** Task directions **
Wherever the string "this" appears, copy the whole line.
+ + + +
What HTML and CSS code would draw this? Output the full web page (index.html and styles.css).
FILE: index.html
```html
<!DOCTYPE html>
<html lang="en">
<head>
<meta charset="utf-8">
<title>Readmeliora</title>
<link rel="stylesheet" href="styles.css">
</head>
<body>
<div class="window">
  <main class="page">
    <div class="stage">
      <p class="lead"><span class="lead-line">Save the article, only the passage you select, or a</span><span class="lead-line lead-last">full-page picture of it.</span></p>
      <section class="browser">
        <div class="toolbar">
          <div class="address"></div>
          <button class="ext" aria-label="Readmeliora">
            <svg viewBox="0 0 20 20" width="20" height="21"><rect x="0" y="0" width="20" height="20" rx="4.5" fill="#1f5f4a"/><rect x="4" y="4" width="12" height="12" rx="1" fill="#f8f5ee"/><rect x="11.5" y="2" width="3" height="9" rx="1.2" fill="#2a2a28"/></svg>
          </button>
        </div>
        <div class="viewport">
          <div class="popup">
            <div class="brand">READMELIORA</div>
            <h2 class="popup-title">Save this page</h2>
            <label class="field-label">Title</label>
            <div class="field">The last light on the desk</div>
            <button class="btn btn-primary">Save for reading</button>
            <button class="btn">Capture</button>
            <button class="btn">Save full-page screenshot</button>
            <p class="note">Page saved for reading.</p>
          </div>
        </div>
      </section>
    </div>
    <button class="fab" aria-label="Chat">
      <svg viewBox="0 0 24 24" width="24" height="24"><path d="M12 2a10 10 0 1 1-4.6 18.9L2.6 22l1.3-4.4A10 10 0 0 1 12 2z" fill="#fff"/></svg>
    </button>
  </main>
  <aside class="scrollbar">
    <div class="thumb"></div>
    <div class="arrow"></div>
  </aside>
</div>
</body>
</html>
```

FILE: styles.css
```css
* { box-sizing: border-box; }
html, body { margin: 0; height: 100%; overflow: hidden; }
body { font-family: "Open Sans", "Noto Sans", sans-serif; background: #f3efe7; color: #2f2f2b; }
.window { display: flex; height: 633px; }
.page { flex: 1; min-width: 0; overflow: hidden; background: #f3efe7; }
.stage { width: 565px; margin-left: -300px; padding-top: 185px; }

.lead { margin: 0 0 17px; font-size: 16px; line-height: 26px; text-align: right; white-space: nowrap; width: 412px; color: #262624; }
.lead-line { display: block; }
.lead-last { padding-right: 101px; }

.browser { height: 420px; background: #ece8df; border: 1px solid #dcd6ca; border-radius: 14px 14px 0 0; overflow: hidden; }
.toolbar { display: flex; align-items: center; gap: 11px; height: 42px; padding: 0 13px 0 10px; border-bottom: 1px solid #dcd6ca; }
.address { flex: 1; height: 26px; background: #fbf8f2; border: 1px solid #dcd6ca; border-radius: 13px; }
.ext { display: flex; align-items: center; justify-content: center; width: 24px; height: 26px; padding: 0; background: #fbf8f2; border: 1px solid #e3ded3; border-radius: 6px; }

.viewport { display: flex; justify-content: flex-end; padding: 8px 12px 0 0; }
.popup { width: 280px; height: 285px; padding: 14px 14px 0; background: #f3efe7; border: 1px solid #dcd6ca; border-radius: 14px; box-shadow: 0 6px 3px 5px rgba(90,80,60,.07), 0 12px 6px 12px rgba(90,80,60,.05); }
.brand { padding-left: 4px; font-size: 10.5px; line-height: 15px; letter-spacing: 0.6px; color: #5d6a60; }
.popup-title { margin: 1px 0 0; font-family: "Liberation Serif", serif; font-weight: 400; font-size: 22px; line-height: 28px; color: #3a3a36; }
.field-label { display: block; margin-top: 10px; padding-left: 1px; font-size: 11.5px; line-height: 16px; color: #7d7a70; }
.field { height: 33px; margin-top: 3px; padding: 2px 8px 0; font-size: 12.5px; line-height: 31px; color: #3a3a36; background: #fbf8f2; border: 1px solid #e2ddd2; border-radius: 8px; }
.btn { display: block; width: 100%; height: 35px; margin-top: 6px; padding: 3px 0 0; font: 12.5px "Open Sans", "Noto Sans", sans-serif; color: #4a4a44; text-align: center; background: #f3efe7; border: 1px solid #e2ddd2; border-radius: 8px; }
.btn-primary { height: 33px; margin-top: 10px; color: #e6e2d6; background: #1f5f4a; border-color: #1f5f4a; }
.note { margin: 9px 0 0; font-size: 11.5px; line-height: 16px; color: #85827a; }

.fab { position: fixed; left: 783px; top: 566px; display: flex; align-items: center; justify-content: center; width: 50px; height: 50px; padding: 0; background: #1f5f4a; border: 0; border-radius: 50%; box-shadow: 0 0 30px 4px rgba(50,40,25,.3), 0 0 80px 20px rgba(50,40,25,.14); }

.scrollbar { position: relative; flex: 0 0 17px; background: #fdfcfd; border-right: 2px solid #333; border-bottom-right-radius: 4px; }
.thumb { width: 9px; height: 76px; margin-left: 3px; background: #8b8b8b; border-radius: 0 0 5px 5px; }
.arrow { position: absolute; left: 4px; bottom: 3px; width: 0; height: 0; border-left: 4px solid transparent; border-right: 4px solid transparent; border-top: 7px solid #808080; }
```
+ + + +
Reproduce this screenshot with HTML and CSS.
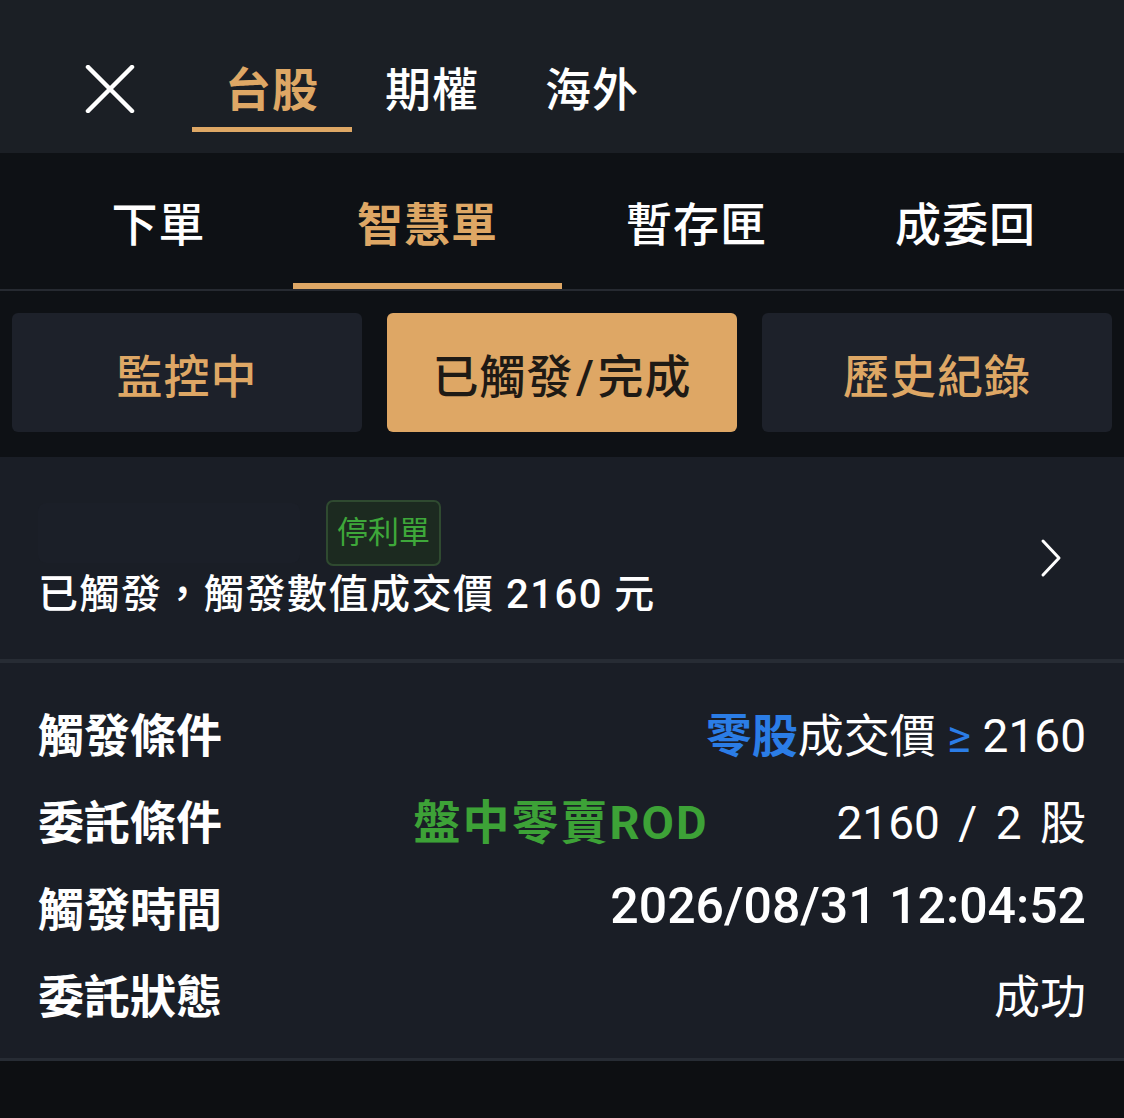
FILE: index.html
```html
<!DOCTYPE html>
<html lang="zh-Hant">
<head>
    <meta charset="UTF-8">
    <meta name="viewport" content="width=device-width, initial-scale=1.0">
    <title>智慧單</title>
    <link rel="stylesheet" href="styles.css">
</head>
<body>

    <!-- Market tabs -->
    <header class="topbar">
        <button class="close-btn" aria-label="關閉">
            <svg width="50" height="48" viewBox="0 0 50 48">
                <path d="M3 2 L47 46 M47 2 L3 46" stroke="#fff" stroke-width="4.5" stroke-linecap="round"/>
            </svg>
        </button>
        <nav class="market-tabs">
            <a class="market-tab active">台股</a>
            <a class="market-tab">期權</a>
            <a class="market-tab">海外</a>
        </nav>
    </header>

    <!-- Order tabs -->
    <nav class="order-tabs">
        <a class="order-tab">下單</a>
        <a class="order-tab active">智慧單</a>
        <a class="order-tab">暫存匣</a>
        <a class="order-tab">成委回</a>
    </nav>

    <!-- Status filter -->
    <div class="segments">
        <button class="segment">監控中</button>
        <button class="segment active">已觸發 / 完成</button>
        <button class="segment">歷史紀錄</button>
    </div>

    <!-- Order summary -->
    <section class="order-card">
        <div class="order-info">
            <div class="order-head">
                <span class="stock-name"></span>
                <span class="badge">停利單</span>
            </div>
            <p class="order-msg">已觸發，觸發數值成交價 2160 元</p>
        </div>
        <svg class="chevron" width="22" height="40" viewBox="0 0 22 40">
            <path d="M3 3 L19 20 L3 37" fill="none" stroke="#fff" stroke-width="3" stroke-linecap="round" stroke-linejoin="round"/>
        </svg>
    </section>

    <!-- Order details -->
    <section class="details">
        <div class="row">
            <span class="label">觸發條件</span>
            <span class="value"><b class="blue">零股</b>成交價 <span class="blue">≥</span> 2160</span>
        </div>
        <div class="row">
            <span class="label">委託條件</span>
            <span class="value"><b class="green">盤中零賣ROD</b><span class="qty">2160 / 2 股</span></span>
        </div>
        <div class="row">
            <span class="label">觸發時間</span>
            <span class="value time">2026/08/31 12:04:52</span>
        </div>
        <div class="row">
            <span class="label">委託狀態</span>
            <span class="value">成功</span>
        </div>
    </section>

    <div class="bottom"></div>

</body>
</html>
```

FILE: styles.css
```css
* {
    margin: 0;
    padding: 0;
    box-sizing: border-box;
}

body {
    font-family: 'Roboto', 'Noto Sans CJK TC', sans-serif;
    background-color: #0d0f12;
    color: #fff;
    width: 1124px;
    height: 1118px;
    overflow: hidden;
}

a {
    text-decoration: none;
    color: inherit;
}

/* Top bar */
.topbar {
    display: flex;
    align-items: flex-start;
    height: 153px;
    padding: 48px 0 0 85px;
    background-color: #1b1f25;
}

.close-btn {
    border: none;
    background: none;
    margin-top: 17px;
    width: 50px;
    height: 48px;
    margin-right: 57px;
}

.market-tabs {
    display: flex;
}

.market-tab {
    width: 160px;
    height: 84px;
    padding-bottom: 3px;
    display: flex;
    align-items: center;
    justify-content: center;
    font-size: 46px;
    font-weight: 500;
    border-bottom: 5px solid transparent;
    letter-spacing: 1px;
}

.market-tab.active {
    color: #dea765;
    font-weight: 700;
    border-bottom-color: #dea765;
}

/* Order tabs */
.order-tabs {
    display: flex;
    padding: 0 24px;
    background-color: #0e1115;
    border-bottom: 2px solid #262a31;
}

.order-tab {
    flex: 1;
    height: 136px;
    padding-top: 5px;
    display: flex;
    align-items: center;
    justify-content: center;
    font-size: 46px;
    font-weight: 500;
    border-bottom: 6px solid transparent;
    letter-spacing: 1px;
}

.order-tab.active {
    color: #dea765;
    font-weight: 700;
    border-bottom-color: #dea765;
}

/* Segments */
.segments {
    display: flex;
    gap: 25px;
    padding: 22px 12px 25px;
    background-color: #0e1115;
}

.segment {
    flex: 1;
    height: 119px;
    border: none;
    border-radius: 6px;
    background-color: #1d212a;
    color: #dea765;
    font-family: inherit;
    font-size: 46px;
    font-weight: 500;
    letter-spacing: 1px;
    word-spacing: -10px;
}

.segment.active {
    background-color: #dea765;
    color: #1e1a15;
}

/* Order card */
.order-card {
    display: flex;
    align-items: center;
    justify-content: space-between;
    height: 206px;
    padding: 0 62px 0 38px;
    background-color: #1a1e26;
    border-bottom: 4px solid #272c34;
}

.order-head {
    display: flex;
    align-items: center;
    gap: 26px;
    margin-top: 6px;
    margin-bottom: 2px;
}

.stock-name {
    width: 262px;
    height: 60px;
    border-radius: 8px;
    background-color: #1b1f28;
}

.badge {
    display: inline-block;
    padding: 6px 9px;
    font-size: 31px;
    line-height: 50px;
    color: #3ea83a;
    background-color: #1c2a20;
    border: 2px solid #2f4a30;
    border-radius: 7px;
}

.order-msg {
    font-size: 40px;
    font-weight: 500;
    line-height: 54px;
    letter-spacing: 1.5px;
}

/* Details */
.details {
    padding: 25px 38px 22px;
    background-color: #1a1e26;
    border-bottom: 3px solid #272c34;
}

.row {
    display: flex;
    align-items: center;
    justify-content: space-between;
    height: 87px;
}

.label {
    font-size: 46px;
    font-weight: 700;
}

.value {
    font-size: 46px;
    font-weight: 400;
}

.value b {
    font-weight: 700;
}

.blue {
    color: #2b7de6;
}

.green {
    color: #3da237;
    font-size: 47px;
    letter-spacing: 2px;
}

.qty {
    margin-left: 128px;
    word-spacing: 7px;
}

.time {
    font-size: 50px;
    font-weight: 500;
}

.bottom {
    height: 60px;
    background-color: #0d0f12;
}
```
+ + + +
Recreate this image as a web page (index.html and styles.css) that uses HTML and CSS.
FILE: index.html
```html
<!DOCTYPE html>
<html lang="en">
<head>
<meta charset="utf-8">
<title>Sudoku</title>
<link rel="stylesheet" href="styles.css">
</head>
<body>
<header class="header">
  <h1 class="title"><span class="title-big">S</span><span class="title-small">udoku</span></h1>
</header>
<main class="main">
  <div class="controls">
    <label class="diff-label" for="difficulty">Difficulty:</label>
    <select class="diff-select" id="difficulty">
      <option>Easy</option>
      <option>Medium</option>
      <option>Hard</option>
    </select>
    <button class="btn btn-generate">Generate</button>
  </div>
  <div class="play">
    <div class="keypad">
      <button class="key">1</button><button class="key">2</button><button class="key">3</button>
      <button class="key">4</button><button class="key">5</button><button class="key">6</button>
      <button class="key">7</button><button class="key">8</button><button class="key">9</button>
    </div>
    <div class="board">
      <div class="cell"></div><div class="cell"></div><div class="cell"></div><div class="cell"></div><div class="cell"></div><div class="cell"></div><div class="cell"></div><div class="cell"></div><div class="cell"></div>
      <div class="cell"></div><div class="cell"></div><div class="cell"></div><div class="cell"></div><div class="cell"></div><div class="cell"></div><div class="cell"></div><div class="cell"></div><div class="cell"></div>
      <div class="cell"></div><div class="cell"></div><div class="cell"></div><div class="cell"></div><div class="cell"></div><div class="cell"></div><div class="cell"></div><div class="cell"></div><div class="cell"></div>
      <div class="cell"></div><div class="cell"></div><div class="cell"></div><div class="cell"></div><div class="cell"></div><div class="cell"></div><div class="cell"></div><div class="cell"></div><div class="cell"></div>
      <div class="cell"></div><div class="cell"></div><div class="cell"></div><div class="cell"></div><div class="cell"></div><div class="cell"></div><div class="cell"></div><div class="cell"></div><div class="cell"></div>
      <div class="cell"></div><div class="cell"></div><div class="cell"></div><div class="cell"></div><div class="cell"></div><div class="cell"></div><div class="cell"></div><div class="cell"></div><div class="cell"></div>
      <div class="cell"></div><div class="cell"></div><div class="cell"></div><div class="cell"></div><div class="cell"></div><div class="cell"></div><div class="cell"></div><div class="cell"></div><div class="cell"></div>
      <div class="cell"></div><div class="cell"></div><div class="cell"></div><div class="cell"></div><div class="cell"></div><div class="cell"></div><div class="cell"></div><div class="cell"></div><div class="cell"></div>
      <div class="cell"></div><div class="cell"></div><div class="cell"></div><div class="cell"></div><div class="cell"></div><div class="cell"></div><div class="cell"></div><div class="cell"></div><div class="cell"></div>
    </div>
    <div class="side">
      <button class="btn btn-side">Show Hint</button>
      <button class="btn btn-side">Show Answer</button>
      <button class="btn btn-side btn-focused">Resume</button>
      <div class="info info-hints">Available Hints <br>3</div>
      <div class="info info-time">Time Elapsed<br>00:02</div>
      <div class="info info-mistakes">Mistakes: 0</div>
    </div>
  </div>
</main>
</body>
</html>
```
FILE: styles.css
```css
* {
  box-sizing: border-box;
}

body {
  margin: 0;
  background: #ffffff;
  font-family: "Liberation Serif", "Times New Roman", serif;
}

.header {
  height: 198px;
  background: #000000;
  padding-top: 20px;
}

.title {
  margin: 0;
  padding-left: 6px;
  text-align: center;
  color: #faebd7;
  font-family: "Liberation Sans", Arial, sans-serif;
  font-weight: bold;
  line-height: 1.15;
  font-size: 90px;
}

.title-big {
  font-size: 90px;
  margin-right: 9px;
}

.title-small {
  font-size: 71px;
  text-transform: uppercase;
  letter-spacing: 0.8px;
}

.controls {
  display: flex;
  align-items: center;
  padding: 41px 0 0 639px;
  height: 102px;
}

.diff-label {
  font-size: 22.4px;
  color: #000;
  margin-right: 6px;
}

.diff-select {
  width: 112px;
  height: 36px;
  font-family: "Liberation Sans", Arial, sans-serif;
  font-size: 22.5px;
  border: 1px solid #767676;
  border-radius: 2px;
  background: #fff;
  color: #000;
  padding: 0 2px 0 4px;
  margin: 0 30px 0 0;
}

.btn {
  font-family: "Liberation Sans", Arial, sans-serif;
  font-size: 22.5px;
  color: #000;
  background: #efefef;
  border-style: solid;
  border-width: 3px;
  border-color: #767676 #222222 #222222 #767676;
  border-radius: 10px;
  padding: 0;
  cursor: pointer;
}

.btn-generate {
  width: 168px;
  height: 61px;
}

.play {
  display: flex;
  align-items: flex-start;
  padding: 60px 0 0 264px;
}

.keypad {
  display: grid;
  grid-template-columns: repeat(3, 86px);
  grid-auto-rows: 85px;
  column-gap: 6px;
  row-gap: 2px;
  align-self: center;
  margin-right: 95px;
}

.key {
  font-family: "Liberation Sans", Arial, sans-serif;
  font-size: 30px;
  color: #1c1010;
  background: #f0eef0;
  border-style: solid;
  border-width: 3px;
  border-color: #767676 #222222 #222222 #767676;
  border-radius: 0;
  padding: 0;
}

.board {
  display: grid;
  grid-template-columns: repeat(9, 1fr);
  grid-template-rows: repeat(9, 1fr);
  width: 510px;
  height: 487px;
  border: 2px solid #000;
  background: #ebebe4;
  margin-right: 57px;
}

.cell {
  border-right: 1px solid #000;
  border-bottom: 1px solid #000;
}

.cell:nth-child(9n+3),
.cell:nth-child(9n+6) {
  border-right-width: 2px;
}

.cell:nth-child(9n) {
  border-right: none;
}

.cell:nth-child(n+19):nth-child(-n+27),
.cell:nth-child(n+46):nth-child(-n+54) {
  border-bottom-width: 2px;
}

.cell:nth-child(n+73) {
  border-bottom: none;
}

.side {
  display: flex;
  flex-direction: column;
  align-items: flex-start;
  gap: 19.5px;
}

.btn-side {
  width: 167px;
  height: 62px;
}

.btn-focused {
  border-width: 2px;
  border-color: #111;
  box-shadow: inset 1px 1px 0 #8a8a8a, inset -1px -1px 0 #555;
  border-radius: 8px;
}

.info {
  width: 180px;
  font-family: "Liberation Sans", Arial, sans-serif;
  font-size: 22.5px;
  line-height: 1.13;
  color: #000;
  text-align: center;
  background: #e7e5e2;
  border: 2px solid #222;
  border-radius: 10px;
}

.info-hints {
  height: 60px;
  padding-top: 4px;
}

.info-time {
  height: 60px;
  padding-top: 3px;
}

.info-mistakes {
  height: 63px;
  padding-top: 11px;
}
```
+ + + +
** Correct answer **
What HTML and CSS code would draw this? Output the full web page (index.html and styles.css).
            <h2 class="popup-title">Save this page</h2>
Reproduce this screenshot with HTML and CSS.
Recreate this image as a web page (index.html and styles.css) that uses HTML and CSS.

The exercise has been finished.